Restate the listing that follows word for word, without its pictures.
--- start Entries ---
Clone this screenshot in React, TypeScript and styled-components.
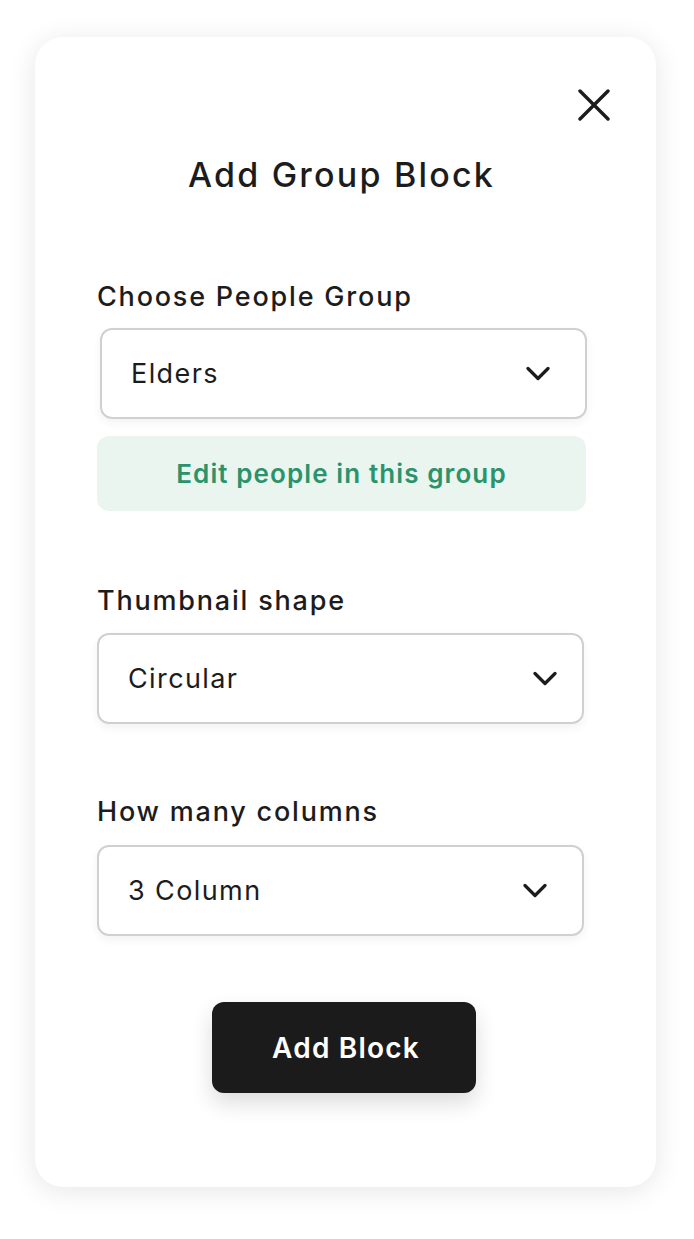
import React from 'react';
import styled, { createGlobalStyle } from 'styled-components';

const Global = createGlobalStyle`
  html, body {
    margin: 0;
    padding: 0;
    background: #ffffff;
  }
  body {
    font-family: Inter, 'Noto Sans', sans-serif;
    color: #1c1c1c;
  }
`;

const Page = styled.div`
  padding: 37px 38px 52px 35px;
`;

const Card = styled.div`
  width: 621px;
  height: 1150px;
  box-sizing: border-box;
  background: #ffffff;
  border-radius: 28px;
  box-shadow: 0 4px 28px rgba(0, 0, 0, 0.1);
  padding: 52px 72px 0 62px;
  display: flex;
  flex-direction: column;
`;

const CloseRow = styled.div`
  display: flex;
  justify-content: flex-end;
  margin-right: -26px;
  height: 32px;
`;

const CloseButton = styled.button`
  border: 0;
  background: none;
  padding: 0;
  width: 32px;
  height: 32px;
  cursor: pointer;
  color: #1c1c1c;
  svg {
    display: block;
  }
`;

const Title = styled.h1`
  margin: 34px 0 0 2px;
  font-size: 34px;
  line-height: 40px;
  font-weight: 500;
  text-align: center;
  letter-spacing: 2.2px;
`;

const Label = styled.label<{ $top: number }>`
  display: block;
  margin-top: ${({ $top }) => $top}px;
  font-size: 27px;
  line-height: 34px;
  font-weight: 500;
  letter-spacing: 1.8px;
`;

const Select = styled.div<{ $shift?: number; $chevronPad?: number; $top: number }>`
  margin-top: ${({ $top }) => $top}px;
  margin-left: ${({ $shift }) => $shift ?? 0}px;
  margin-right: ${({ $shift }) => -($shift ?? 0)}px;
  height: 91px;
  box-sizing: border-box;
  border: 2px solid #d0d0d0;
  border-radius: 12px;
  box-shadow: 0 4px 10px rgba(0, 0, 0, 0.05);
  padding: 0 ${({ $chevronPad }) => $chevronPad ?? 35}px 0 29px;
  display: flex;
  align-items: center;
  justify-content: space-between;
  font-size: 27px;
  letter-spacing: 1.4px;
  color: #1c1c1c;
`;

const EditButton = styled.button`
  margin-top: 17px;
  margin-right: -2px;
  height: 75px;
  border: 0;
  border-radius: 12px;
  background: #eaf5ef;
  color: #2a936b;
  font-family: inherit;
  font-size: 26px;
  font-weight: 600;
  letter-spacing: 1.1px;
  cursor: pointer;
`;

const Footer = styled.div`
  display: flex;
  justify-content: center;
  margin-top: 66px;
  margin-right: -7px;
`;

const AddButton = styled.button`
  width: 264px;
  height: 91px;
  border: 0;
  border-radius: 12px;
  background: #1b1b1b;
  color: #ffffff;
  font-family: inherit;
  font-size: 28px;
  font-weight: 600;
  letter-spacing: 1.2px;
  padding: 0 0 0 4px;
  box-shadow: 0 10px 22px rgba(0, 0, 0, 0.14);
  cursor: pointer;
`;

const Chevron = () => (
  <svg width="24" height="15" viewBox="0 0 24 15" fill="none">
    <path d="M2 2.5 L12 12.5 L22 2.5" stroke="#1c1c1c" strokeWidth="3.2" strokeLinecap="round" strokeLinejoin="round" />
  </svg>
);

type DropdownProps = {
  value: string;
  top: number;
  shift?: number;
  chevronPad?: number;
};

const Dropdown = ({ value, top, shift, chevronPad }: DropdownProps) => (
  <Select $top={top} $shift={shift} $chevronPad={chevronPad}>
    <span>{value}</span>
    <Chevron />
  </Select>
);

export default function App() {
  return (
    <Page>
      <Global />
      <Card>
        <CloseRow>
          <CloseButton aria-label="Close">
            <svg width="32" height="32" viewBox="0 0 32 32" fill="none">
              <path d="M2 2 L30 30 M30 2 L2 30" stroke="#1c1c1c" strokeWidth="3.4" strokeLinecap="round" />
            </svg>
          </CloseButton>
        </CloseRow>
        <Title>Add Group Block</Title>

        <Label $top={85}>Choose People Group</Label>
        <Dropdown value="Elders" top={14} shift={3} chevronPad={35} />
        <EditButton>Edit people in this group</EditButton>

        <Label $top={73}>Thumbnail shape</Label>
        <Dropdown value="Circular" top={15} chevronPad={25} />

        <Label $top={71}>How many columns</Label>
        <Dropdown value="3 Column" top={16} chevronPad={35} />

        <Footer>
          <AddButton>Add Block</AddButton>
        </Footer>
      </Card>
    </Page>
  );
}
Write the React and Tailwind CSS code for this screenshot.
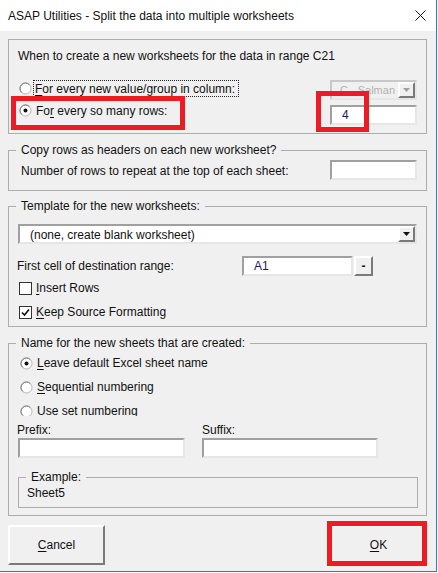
--- end Entries ---
__Answer to this task__.
Clone this screenshot in React, TypeScript and styled-components.
import React from 'react';
import styled, { createGlobalStyle } from 'styled-components';

const Global = createGlobalStyle`
  html, body {
    margin: 0;
    padding: 0;
    background: #ffffff;
  }
  body {
    font-family: Inter, 'Noto Sans', sans-serif;
    color: #1c1c1c;
  }
`;

const Page = styled.div`
  padding: 37px 38px 52px 35px;
`;

const Card = styled.div`
  width: 621px;
  height: 1150px;
  box-sizing: border-box;
  background: #ffffff;
  border-radius: 28px;
  box-shadow: 0 4px 28px rgba(0, 0, 0, 0.1);
  padding: 52px 72px 0 62px;
  display: flex;
  flex-direction: column;
`;

const CloseRow = styled.div`
  display: flex;
  justify-content: flex-end;
  margin-right: -26px;
  height: 32px;
`;

const CloseButton = styled.button`
  border: 0;
  background: none;
  padding: 0;
  width: 32px;
  height: 32px;
  cursor: pointer;
  color: #1c1c1c;
  svg {
    display: block;
  }
`;

const Title = styled.h1`
  margin: 34px 0 0 2px;
  font-size: 34px;
  line-height: 40px;
  font-weight: 500;
  text-align: center;
  letter-spacing: 2.2px;
`;

const Label = styled.label<{ $top: number }>`
  display: block;
  margin-top: ${({ $top }) => $top}px;
  font-size: 27px;
  line-height: 34px;
  font-weight: 500;
  letter-spacing: 1.8px;
`;

const Select = styled.div<{ $shift?: number; $chevronPad?: number; $top: number }>`
  margin-top: ${({ $top }) => $top}px;
  margin-left: ${({ $shift }) => $shift ?? 0}px;
  margin-right: ${({ $shift }) => -($shift ?? 0)}px;
  height: 91px;
  box-sizing: border-box;
  border: 2px solid #d0d0d0;
  border-radius: 12px;
  box-shadow: 0 4px 10px rgba(0, 0, 0, 0.05);
  padding: 0 ${({ $chevronPad }) => $chevronPad ?? 35}px 0 29px;
  display: flex;
  align-items: center;
  justify-content: space-between;
  font-size: 27px;
  letter-spacing: 1.4px;
  color: #1c1c1c;
`;

const EditButton = styled.button`
  margin-top: 17px;
  margin-right: -2px;
  height: 75px;
  border: 0;
  border-radius: 12px;
  background: #eaf5ef;
  color: #2a936b;
  font-family: inherit;
  font-size: 26px;
  font-weight: 600;
  letter-spacing: 1.1px;
  cursor: pointer;
`;

const Footer = styled.div`
  display: flex;
  justify-content: center;
  margin-top: 66px;
  margin-right: -7px;
`;

const AddButton = styled.button`
  width: 264px;
  height: 91px;
  border: 0;
  border-radius: 12px;
  background: #1b1b1b;
  color: #ffffff;
  font-family: inherit;
  font-size: 28px;
  font-weight: 600;
  letter-spacing: 1.2px;
  padding: 0 0 0 4px;
  box-shadow: 0 10px 22px rgba(0, 0, 0, 0.14);
  cursor: pointer;
`;

const Chevron = () => (
  <svg width="24" height="15" viewBox="0 0 24 15" fill="none">
    <path d="M2 2.5 L12 12.5 L22 2.5" stroke="#1c1c1c" strokeWidth="3.2" strokeLinecap="round" strokeLinejoin="round" />
  </svg>
);

type DropdownProps = {
  value: string;
  top: number;
  shift?: number;
  chevronPad?: number;
};

const Dropdown = ({ value, top, shift, chevronPad }: DropdownProps) => (
  <Select $top={top} $shift={shift} $chevronPad={chevronPad}>
    <span>{value}</span>
    <Chevron />
  </Select>
);

export default function App() {
  return (
    <Page>
      <Global />
      <Card>
        <CloseRow>
          <CloseButton aria-label="Close">
            <svg width="32" height="32" viewBox="0 0 32 32" fill="none">
              <path d="M2 2 L30 30 M30 2 L2 30" stroke="#1c1c1c" strokeWidth="3.4" strokeLinecap="round" />
            </svg>
          </CloseButton>
        </CloseRow>
        <Title>Add Group Block</Title>

        <Label $top={85}>Choose People Group</Label>
        <Dropdown value="Elders" top={14} shift={3} chevronPad={35} />
        <EditButton>Edit people in this group</EditButton>

        <Label $top={73}>Thumbnail shape</Label>
        <Dropdown value="Circular" top={15} chevronPad={25} />

        <Label $top={71}>How many columns</Label>
        <Dropdown value="3 Column" top={16} chevronPad={35} />

        <Footer>
          <AddButton>Add Block</AddButton>
        </Footer>
      </Card>
    </Page>
  );
}
Write the React and Tailwind CSS code for this screenshot.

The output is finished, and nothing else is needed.